Now that demand for DC living has fallen over the past three years, though, the city is learning that the only thing worse than rising demand is falling demand.
It’s nice that rents have moderated, but it’s a problem for the tax base and for city services and for local businesses. Because this is not a Malthusian society in which we are dividing up a pool of rice; most DC residents make a living providing services to other DC residents. When the pool of residents is growing, that means more customers and more scope for specialization and the division of labor. Other human beings are the main resource we need, so more means more, rather than less.
But this works best if we truly embrace it. If you fear population growth, you put in place policies like zoning restrictions designed to prevent it, and you undermine its economic value.
If you change the rules to facilitate population growth, then you make population growth even more beneficial. This is all particularly salient in the case of immigration or city-to-city moves since that involves fully-formed adults showing up, but it’s equally true of babies. If you think other people having kids puts a burden on society and adopt anti-growth policies, you end up making children more burdensome. It’s not a coincidence that the Satmar Hasidim aggressively pursue upzoning in their neighborhoods. That doesn’t mean we all need to become Hasids or embrace open borders; people want immigration controls in place for lots of non-economic reasons. But I do think Malthusian intuitions also lurk behind a lot of our reasoning on these topics.

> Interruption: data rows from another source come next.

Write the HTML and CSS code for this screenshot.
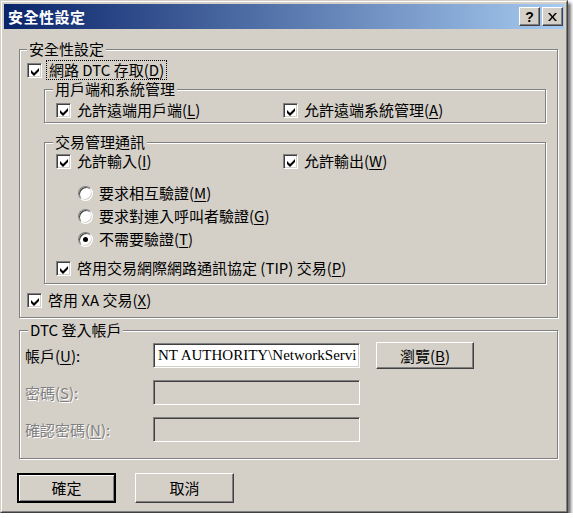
FILE: index.html
```html
<!DOCTYPE html>
<html lang="zh-Hant">
<head>
<meta charset="utf-8">
<title>安全性設定</title>
<link rel="stylesheet" href="styles.css">
</head>
<body>
<div class="window">
  <div class="frame">
    <div class="titlebar">
      <span class="title">安全性設定</span>
      <div class="title-btns">
        <span class="tbtn help">?</span>
        <span class="tbtn close"><svg width="9" height="8" viewBox="0 0 9 8"><path d="M0 0h2l2.5 3 2.5-3h2L5.5 4 9 8H7L4.5 5 2 8H0l3.5-4z" fill="#000"/></svg></span>
      </div>
    </div>
    <div class="body">
      <fieldset class="group outer">
        <legend>安全性設定</legend>
        <div class="check row">
          <span class="box"><svg class="tick" viewBox="0 0 10 10"><path d="M1 4 4 7 9 2V5L4 10 1 7Z"/></svg></span><span class="lbl focus">網路 DTC 存取(<u>D</u>)</span>
        </div>
        <fieldset class="group inner admin">
          <legend>用戶端和系統管理</legend>
          <div class="pair">
            <div class="check row"><span class="box"><svg class="tick" viewBox="0 0 10 10"><path d="M1 4 4 7 9 2V5L4 10 1 7Z"/></svg></span><span class="lbl">允許遠端用戶端(<u>L</u>)</span></div>
            <div class="check row"><span class="box"><svg class="tick" viewBox="0 0 10 10"><path d="M1 4 4 7 9 2V5L4 10 1 7Z"/></svg></span><span class="lbl">允許遠端系統管理(<u>A</u>)</span></div>
          </div>
        </fieldset>
        <fieldset class="group inner tx">
          <legend>交易管理通訊</legend>
          <div class="pair">
            <div class="check row"><span class="box"><svg class="tick" viewBox="0 0 10 10"><path d="M1 4 4 7 9 2V5L4 10 1 7Z"/></svg></span><span class="lbl">允許輸入(<u>I</u>)</span></div>
            <div class="check row"><span class="box"><svg class="tick" viewBox="0 0 10 10"><path d="M1 4 4 7 9 2V5L4 10 1 7Z"/></svg></span><span class="lbl">允許輸出(<u>W</u>)</span></div>
          </div>
          <div class="radios">
            <div class="radio row"><span class="dot"></span><span class="lbl">要求相互驗證(<u>M</u>)</span></div>
            <div class="radio row"><span class="dot"></span><span class="lbl">要求對連入呼叫者驗證(<u>G</u>)</span></div>
            <div class="radio row"><span class="dot on"></span><span class="lbl">不需要驗證(<u>T</u>)</span></div>
          </div>
          <div class="check row tip"><span class="box"><svg class="tick" viewBox="0 0 10 10"><path d="M1 4 4 7 9 2V5L4 10 1 7Z"/></svg></span><span class="lbl">啓用交易網際網路通訊協定 (TIP) 交易(<u>P</u>)</span></div>
        </fieldset>
        <div class="check row xa"><span class="box"><svg class="tick" viewBox="0 0 10 10"><path d="M1 4 4 7 9 2V5L4 10 1 7Z"/></svg></span><span class="lbl">啓用 XA 交易(<u>X</u>)</span></div>
      </fieldset>

      <fieldset class="group account">
        <legend>DTC 登入帳戶</legend>
        <div class="form">
          <span class="flabel">帳戶(<u>U</u>):</span>
          <div class="field">NT AUTHORITY\NetworkServi</div>
          <span class="btn browse">瀏覽(<u>B</u>)</span>
          <span class="flabel disabled">密碼(<u>S</u>):</span>
          <div class="field off"></div>
          <span></span>
          <span class="flabel disabled">確認密碼(<u>N</u>):</span>
          <div class="field off"></div>
          <span></span>
        </div>
      </fieldset>

      <div class="actions">
        <span class="btn default">確定</span>
        <span class="btn">取消</span>
      </div>
    </div>
  </div>
</div>
</body>
</html>
```

FILE: styles.css
```css
* { box-sizing: border-box; }
html, body { margin: 0; padding: 0; background: #fff; }
body {
  font-family: "Noto Sans CJK TC", "Noto Sans", sans-serif;
  font-size: 15px;
  line-height: 18px;
  color: #000;
}
u { text-decoration: underline; text-underline-offset: 2px; text-decoration-thickness: 1px; }

.window {
  width: 568px;
  height: 513px;
  background: #d4d0c8;
  border: 1px solid;
  border-color: #d4d0c8 #404040 #404040 #d4d0c8;
  box-shadow: 3px 3px 3px rgba(0, 0, 0, 0.55);
}
.frame {
  height: 100%;
  border: 1px solid;
  border-color: #fff #808080 #808080 #fff;
  padding: 2px;
  display: flex;
  flex-direction: column;
}
.titlebar {
  height: 25px;
  flex: none;
  display: flex;
  align-items: center;
  justify-content: space-between;
  padding: 0 1px 0 4px;
  background: linear-gradient(to right, #0a246a, #a6caf0);
}
.title { color: #fff; font-weight: 700; font-size: 15px; letter-spacing: 0.5px; }
.title-btns { display: flex; gap: 1px; }
.tbtn {
  width: 21px;
  height: 19px;
  display: flex;
  align-items: center;
  justify-content: center;
  background: #d4d0c8;
  border: 1px solid;
  border-color: #fff #404040 #404040 #fff;
  box-shadow: inset -1px -1px 0 #808080;
  font-family: "Liberation Sans", sans-serif;
  font-weight: 700;
  font-size: 14px;
  line-height: 1;
}
.tbtn.help { margin-right: 1px; }

.body { flex: 1; padding: 11px 6px 0 15px; display: flex; flex-direction: column; }

.group {
  margin: 0;
  border: 1px solid #808080;
  box-shadow: inset 1px 1px 0 #fff, 1px 1px 0 #fff;
  min-width: 0;
}
.group > legend { padding: 0 2px; line-height: 18px; background: #d4d0c8; }

.outer { padding: 2px 11px 7px 7px; }
.inner { margin-left: 17px; padding: 2px 10px 2px 11px; }
.inner > legend { margin-left: -3px; }
.tx { margin-top: 10px; padding-top: 0; padding-bottom: 0; }

.row { display: flex; align-items: center; height: 20px; white-space: nowrap; }
.check .lbl, .radio .lbl { margin-left: 6px; }
.check .lbl.focus { outline: 1px dotted #000; outline-offset: 0; padding: 0 2px; margin-left: 5px; }

.box {
  width: 15px;
  height: 15px;
  flex: none;
  background: #fff;
  border: 1px solid;
  border-color: #808080 #fff #fff #808080;
  box-shadow: inset 1px 1px 0 #404040, inset -1px -1px 0 #d4d0c8;
  display: flex;
  align-items: center;
  justify-content: center;
}
.tick { width: 10px; height: 10px; fill: #000; margin: 1px 0 0 1px; }

.pair { display: grid; grid-template-columns: 227px auto; }

.radios { display: flex; flex-direction: column; gap: 3px; padding: 12px 0 7px 22px; }
.dot {
  width: 15px;
  height: 15px;
  flex: none;
  border-radius: 50%;
  background: #fff;
  border: 1px solid;
  border-color: #808080 #fff #fff #808080;
  box-shadow: inset 1px 1px 0 #404040, inset -1px -1px 0 #d4d0c8;
  display: flex;
  align-items: center;
  justify-content: center;
}
.dot.on::after { content: ""; width: 5px; height: 5px; border-radius: 50%; background: #000; }

.tip { margin-top: 2px; margin-bottom: 5px; }
.xa { margin-top: 6px; margin-left: 0; }

.account { margin-top: 3px; padding: 4px 10px 16px 5px; }
.account > legend { margin-left: 3px; }
.form {
  display: grid;
  grid-template-columns: 112px 207px 98px;
  grid-auto-rows: 25px;
  column-gap: 16px;
  row-gap: 12px;
  align-items: center;
}
.flabel { white-space: nowrap; }
.flabel.disabled { color: #808080; text-shadow: 1px 1px 0 #fff; }
.field {
  height: 25px;
  background: #fff;
  border: 1px solid;
  border-color: #808080 #fff #fff #808080;
  box-shadow: inset 1px 1px 0 #404040, inset -1px -1px 0 #d4d0c8;
  padding: 2px 3px 0 4px;
  font-family: "Liberation Serif", serif;
  font-size: 15px;
  white-space: nowrap;
  overflow: hidden;
}
.field.off { background: #d4d0c8; }

.btn {
  display: flex;
  align-items: center;
  justify-content: center;
  height: 30px;
  width: 99px;
  background: #d4d0c8;
  border: 1px solid;
  border-color: #fff #404040 #404040 #fff;
  box-shadow: inset -1px -1px 0 #808080, inset 1px 1px 0 #d4d0c8;
}
.btn.browse { height: 27px; width: 98px; }
.btn.default {
  border: 2px solid #000;
  box-shadow: inset 1px 1px 0 #fff, inset -1px -1px 0 #808080;
}

.actions { display: flex; gap: 19px; margin-top: 14px; margin-left: -2px; }
```
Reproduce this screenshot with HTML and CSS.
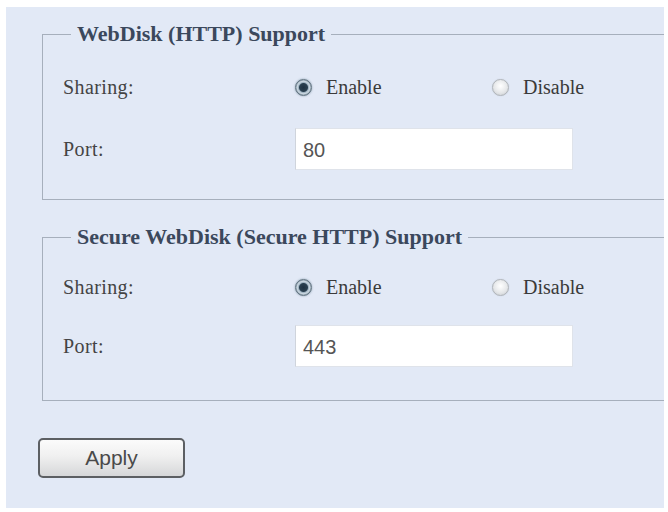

The truth, though, is that we can have more immigrant doctors and lower health care costs. And we have can have more zoning reform, plus more immigrant construction workers, and more abundant housing. We can have more immigrant child care workers and make raising families more affordable. And this would all make more and better services available to more people in a modern dynamic service economy that is fundamentally unlike the models that have prevailed for the vast majority of human existence.